In the limit of zero electric field $E=0$, we neglect the higher-order polynomial term proportional to $p_0^4$. The supersymmetric bosonic potential has the following form [49]:

$$V_{+}={\left[\frac{1}{2}\beta F^{\prime }\left(p\right)\right]}^2+\frac{1}{2}\beta F^{″}\left(p\right).$$

(12)

Taking into account the form of the bosonic potential for relaxation time, we deduce ${\tau }_{FP}=1/{\lambda }_2$:

$${\tau }_{FP}=\left(\frac{\hslash }{F\left(p_0\right)}\right)\frac{k_{B}T\Gamma }{\left[p_0^2\left(A(T_c-T)+\gamma M^2\right)\right]}.$$

(13)

As we can see, a negative ME coupling constant $\gamma <0$ increases the barrier and increases the relaxation time. The relaxation time defines the formation of the steady phase in the system when observing the thermal time transition process in the time domain.

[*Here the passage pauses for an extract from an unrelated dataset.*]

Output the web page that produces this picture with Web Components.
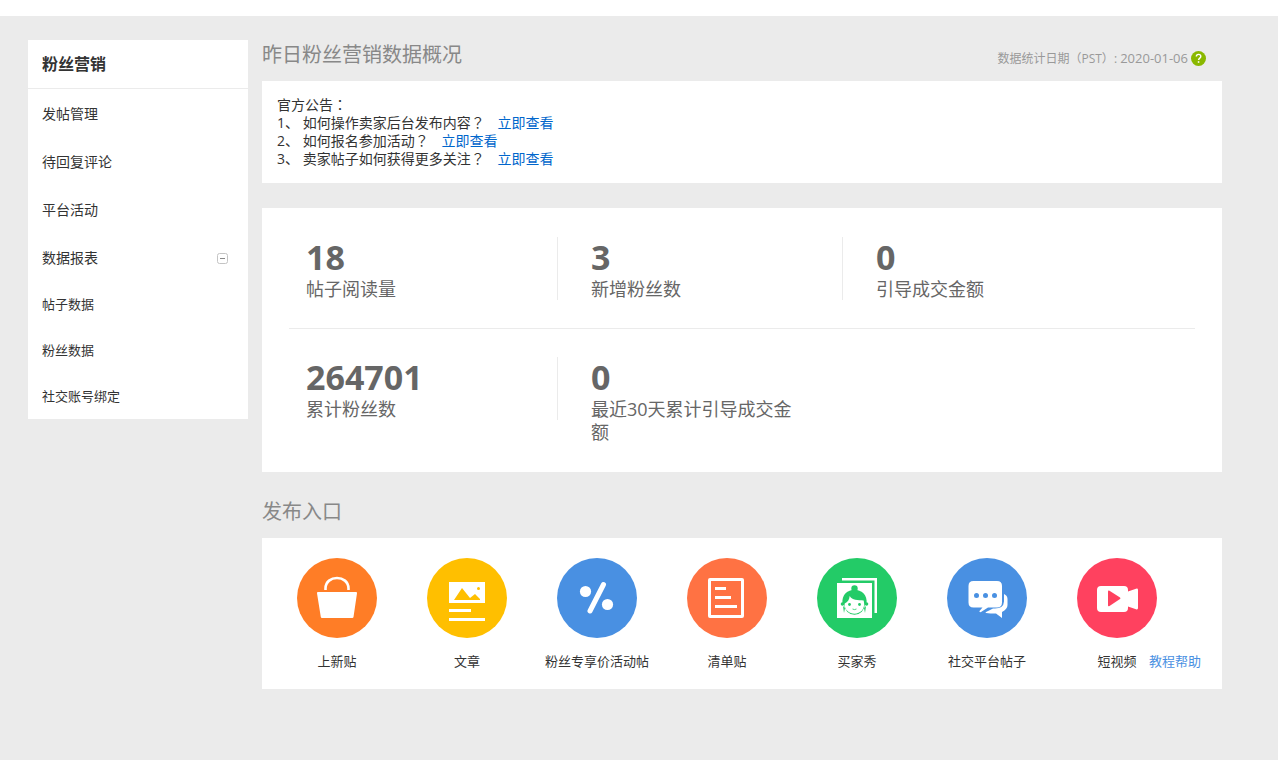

Following the phenomenological Havriliak–Negami equation [47], the symmetric Cole–Cole function reads

$${\epsilon }^{\prime }-i{\epsilon }^{″}={ϵ}_{\infty }+\frac{\Delta \epsilon }{[1+{\left(i\omega \tau \right)}^{1-\alpha }]}.$$

(14)

Here, $0⩽\alpha ⩽1$ is the width parameter, $\Delta \epsilon$ is the relaxation strength, and ${\epsilon }_{\infty }$ is the high-frequency limit of the dielectric constant. For simplicity, we take $\alpha =0$; then, we deduce

$$\begin{array}{c}{\epsilon }^{\prime }={ϵ}_{\infty }+\frac{\Delta \epsilon }{1+{\omega }^2{\tau }^2},\hfill \\ {\epsilon }^{″}=\frac{\omega \tau \Delta \epsilon }{1+{\omega }^2{\tau }^2},\hfill \end{array}$$

(15)

or in the equivalent form:

$$\begin{array}{c}\Delta \epsilon =({\epsilon }^{\prime }-{ϵ}_{\infty })(1+{\omega }^2{\tau }^2),\hfill \\ \tau =\frac{{\epsilon }^{″}}{\omega ({\epsilon }^{\prime }-{ϵ}_{\infty })}.\hfill \end{array}$$

(16)

Taking into account the experimental values of ${\epsilon }^{\prime }=350$, ${\epsilon }^{″}=800$, $\omega$ = 1 MHz, and ${ϵ}_{\infty }=21$, we find $\tau =2.3\times {10}^{-6}$ s. The experimental value of $\tau$ can be compared with the theoretical estimation from Equation (13). However, for a quantitative analysis, one needs to extract the parameters A, M, and b from further experiments. The proposed theoretical model qualitatively explains the central experimental founding at the current stage: the shift of the phase transition temperature due to the ME coupling.

5. Conclusions

This study dealt with composite materials and, more specifically, with the creation of new materials with potential applications in the electronics industry. Within our best knowledge, we can expect some applications of the composite as a material for sensors or absorption/reflection layers. At the preliminary stage, a selection of materials with promising properties was made. Two flagship materials were selected: TGS from the group of electric materials (E) and magnetite from the group of magnetic materials (M). To our best knowledge, no attempt was previously made to study the properties of particulate composites using these two materials. As a part of the completed research work, TGS + $F{e}_3{O}_4$ composite samples with three magnetite doping contents (5, 10, 20 wt. %) were produced and tested. The study of the dielectric properties of the composite was carried out using broadband dielectric spectroscopy methods. The study of ME coupling was performed using a homemade system that implemented the dynamic lock-in technique. For the composite samples with 10 wt. % magnetite content, it was found that there was a 14 K shift in the phase transition point when compared with the reference samples of pure TGS powder. Such a phenomenon has been reported in numerous publications for other composite materials. The observed effect may indicate the existence of ME coupling in the studied composite. In the theoretical part, it was confirmed that the interfacial ME interaction in the composite may lead to a change in the dynamic parameters of the material (relaxation time) and cause a shift in the phase transition point with respect to the constituent materials as a reference.

The magnetoelectric effect observed in our experiment was small compared with the theoretically predicted ferroelectric system’s characteristic free energy. The paper contains the first preliminary results on a TGS-based multiferroic composite obtained by a cold method. This topic requires further research and will be the subject of our future research work.